Unfortunately, Snow White doesn’t set such a good example in the violence department. When she is first introduced in the film, we’re told that Snow White is gentle and kind. The story continues with that idea and makes attempts to demonstrate her reluctance to hurt others as the tale progresses. It’s true that she doesn’t kill anyone throughout most of the movie, and she’s guilty only of injuring one person in self-defense until close to the end. When the Huntsman teaches Snow White early on how to block and stab an attacker, telling her to keep eye contact with the killing stroke until she can see the attacker’s “soul,” she says that she doesn’t think she could ever do that.
By the close of the movie, however, Snow White has embraced a different destiny. She learns that Ravenna’s power can only be undone by “the fairest blood,” another pernicious twist invented by the filmmakers who hone in on blood symbolism in this story and thread it throughout. An optimistic viewer may hope that Snow White means to conquer Ravenna through a demonstration of love—some action or words that will show why Snow White is, as the movie claims, more pure and internally beautiful than the queen. Perhaps Snow White could even sacrifice herself in some way that would change Ravenna or save others. After all, Snow White at one point says that she once had anger for Ravenna, but now feels only sadness.
Yet, in the end, that profession is proven wrong. For Snow White does not act with sympathy, or with love and purity, but instead takes up the sword, stabbing several people on her way to Ravenna. Still worse, Snow White responds to Ravenna’s taunts to avenge her father with anger and violence. Thus, any good this film might have been trying to communicate through the character of Snow White is undone, as she takes the first steps toward becoming like Ravenna herself. Snow White, who is cited by the other characters in the story as being “life itself,” becomes intentional, premeditated death to Ravenna (and perhaps the others she stabbed in passing).
As perhaps the worst of the modifications to the Snow White tale, this change in Snow White’s character is also death to a film that has the production resources to create a story of lasting quality. Because the filmmakers chose to take the story in a magic-heavy, fantasy direction, there is ample opportunity for special effects, and the CGI is impressive and seamless. The cinematography is perhaps the greatest strength of the movie, with inventive, as well as tried-and-true camerawork that showcases stunning locations and sets.

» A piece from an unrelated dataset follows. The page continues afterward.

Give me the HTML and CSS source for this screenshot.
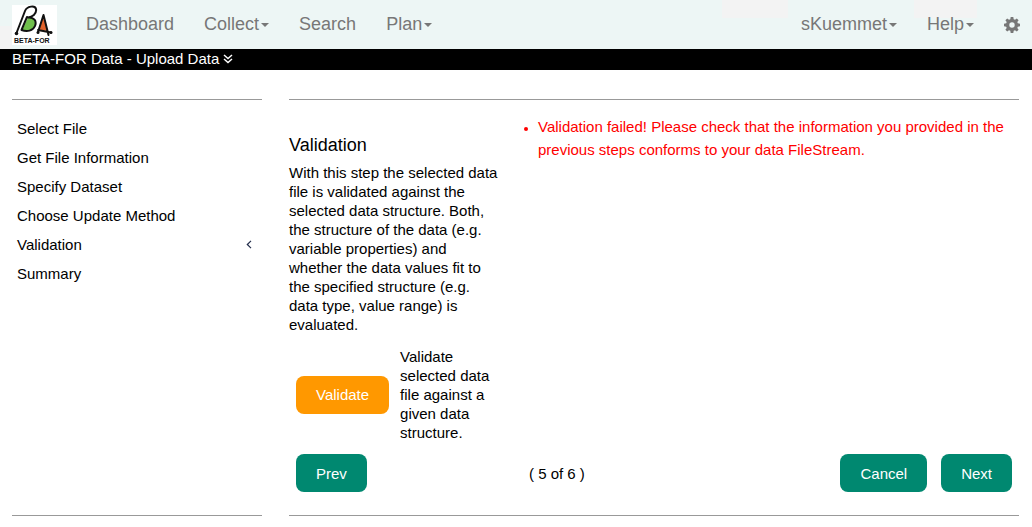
FILE: index.html
```html
<!DOCTYPE html>
<html lang="en">
<head>
<meta charset="utf-8">
<title>BETA-FOR Data - Upload Data</title>
<link rel="stylesheet" href="styles.css">
</head>
<body>
<header class="navbar">
  <a class="brand" href="#" aria-label="Home">
    <svg class="logo" viewBox="0 0 45 40" role="img" aria-label="Logo">
      <path d="M16 13C21 12 24 16 23 20C22 26 16 27 10 25Z" fill="#70bf4c"/>
      <path d="M31 12L36 26L27 25Z" fill="#e2622a"/>
      <path d="M4.500 28L13 6C15 1 23 0 24 4C25 9 20 12 16 12.500C22 12 25 16 23 21C21 26 15 27 9.500 25L15 12M26 27L31.500 10L36.500 30M26 25L39 27.500" fill="none" stroke="#111" stroke-width="2" stroke-linecap="round" stroke-linejoin="round"/>
      <circle cx="4.500" cy="28.500" r="1.800" fill="#111"/><circle cx="26" cy="27.500" r="1.500" fill="#111"/><circle cx="39" cy="27.500" r="1.500" fill="#111"/>
      <text class="logo-text" x="2" y="38">BETA-FOR</text>
    </svg>
  </a>
  <nav class="menu">
    <a href="#">Dashboard</a>
    <a class="drop" href="#">Collect</a>
    <a href="#">Search</a>
    <a class="drop" href="#">Plan</a>
  </nav>
  <nav class="menu menu-user">
    <a class="drop" href="#">sKuemmet</a>
    <a class="drop" href="#">Help</a>
    <a href="#" aria-label="Settings">
      <svg class="gear" viewBox="0 0 16 16"><path fill="#777" fill-rule="evenodd" d="M6.7 0h2.6l.4 2.2 1.3.5L12.800 1.400 14.600 3.200 13.300 5l.5 1.300 2.200.4v2.600l-2.200.4-.5 1.300 1.300 1.800-1.800 1.800L11 13.300l-1.300.5L9.300 16H6.700l-.4-2.200L5 13.300 3.200 14.600 1.400 12.800 2.700 11l-.5-1.300L0 9.300V6.700l2.200-.4L2.700 5 1.400 3.200 3.200 1.400 5 2.700l1.300-.5zM8 5.300a2.700 2.700 0 1 0 0 5.400 2.700 2.700 0 0 0 0-5.400z"/></svg>
    </a>
  </nav>
</header>
<div class="titlebar">
  <span>BETA-FOR Data - Upload Data</span>
  <svg class="chevrons" viewBox="0 0 10 10"><path d="M1 1L5 4.500L9 1M1 5L5 8.500L9 5" fill="none" stroke="#fff" stroke-width="1.500"/></svg>
</div>
<div class="layout">
  <aside class="sidebar">
    <ol class="steps">
      <li><a href="#">Select File</a></li>
      <li><a href="#">Get File Information</a></li>
      <li><a href="#">Specify Dataset</a></li>
      <li><a href="#">Choose Update Method</a></li>
      <li><a href="#" aria-current="step">Validation<svg class="angle" viewBox="0 0 6 9"><path d="M5 .8L1.300 4.500L5 8.200" fill="none" stroke="#222c4a" stroke-width="1.200"/></svg></a></li>
      <li><a href="#">Summary</a></li>
    </ol>
  </aside>
  <main class="wizard">
    <div class="content">
      <section class="info">
        <h1>Validation</h1>
        <p>With this step the selected data file is validated against the selected data structure. Both, the structure of the data (e.g. variable properties) and whether the data values fit to the specified structure (e.g. data type, value range) is evaluated.</p>
        <div class="action">
          <button class="btn btn-warn" type="button" aria-describedby="hint">Validate</button>
          <p id="hint">Validate selected data file against a given data structure.</p>
        </div>
      </section>
      <ul class="errors">
        <li>Validation failed! Please check that the information you provided in the previous steps conforms to your data FileStream.</li>
      </ul>
    </div>
    <div class="pager">
      <div><button class="btn" type="button">Prev</button></div>
      <span>( 5 of 6 )</span>
      <div class="pager-end">
        <button class="btn" type="button">Cancel</button>
        <button class="btn" type="button">Next</button>
      </div>
    </div>
  </main>
</div>
</body>
</html>
```
FILE: styles.css
```css
* { box-sizing: border-box; }

body {
  margin: 0;
  background: #fff;
  color: #000;
  font: 15px/19px "Liberation Sans", Arial, sans-serif;
}

a { color: inherit; text-decoration: none; }
h1, p, ul, ol { margin: 0; padding: 0; }

.navbar {
  display: flex;
  align-items: center;
  padding: 4px 12px;
  min-height: 49px;
  background:
    linear-gradient(#f3f3f3, #f3f3f3) right 244px top / 66px 18px no-repeat,
    linear-gradient(#f3f3f3, #f3f3f3) right 55px top / 63px 18px no-repeat,
    linear-gradient(#f3f3f3, #f3f3f3) left bottom / 12px 23px no-repeat,
    #edf6f5;
  color: #777;
  font-size: 18px;
}

.brand { display: flex; margin-right: 29px; background: #fff; }
.logo { width: 45px; height: 40px; }
.logo-text { font-size: 7px; font-weight: bold; fill: #111; }

.menu { display: flex; align-items: center; gap: 30px; }
.menu-user { margin-left: auto; }
.menu a { display: flex; align-items: center; }

.drop::after {
  content: "";
  margin-left: 2px;
  border: 4px solid transparent;
  border-top-color: #777;
  border-bottom: 0;
}

.gear { width: 16px; height: 16px; }

.titlebar {
  display: flex;
  align-items: center;
  gap: 4px;
  padding: 0 12px 2px;
  background: #000;
  color: #fff;
}

.chevrons { width: 10px; height: 10px; }

.layout {
  display: grid;
  grid-template-columns: 250fr 730fr;
  gap: 27px;
  margin: 29px 13px 0 12px;
}

.sidebar, .wizard {
  border-top: 1px solid #999;
  border-bottom: 1px solid #999;
}

.steps { list-style: none; padding: 14px 10px 0 5px; }
.steps a {
  display: flex;
  align-items: center;
  justify-content: space-between;
  padding: 5px 0;
  line-height: 19px;
}
.angle { width: 6px; height: 9px; }

.content {
  display: grid;
  grid-template-columns: 212fr 481fr;
  gap: 37px;
}

.info { padding-top: 35px; }
.info h1 { margin-bottom: 8px; font-size: 18px; font-weight: normal; line-height: 20px; }
.action {
  display: flex;
  align-items: center;
  gap: 11px;
  margin: 13px 0 12px;
  padding-left: 7px;
}

.errors { padding-top: 15px; color: #f00; line-height: 23px; }
.errors li::marker { font-size: 12px; }

.btn {
  height: 38px;
  padding: 0 20px;
  border: 0;
  border-radius: 8px;
  background: #008870;
  color: #fff;
  font: inherit;
}
.btn-warn { background: #ff9800; }

.pager {
  display: grid;
  grid-template-columns: 6fr auto 11fr;
  align-items: center;
  padding: 0 7px 23px;
}
.pager-end { display: flex; justify-content: flex-end; gap: 14px; }
```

Unfortunately, much of the best and most artistic cinematography in this piece is spent on Ravenna in some of her eccentric, disturbing, or sensual moments. The filmmakers seem to have a bit of an obsession with the dark queen and waste entirely too much time on scenes that showcase her evil and/or vileness. As artistically shot as these sequences are, they soon become redundant and dull.
The extra Ravenna scenes are not the only material that should’ve been cut. Several other scenes are unnecessarily long or not needed at all. Unrealistic moments are another weakness of the screenplay, but in such a fantastical tale, it becomes hard to make that criticism without negating the whole film.
Despite poor writing, the actors turn in impressive performances. This strong cast is one that includes no weakness even in the minor roles. Kristen Stewart, though much more “girl next door” than the usual type for Snow White, is surprisingly convincing and gives a believable, as well as moving portrayal. Chris Hemsworth as the Huntsman adds a sense of authenticity and emotional depth that carries even his scenes that would otherwise have suffered because of awkward writing.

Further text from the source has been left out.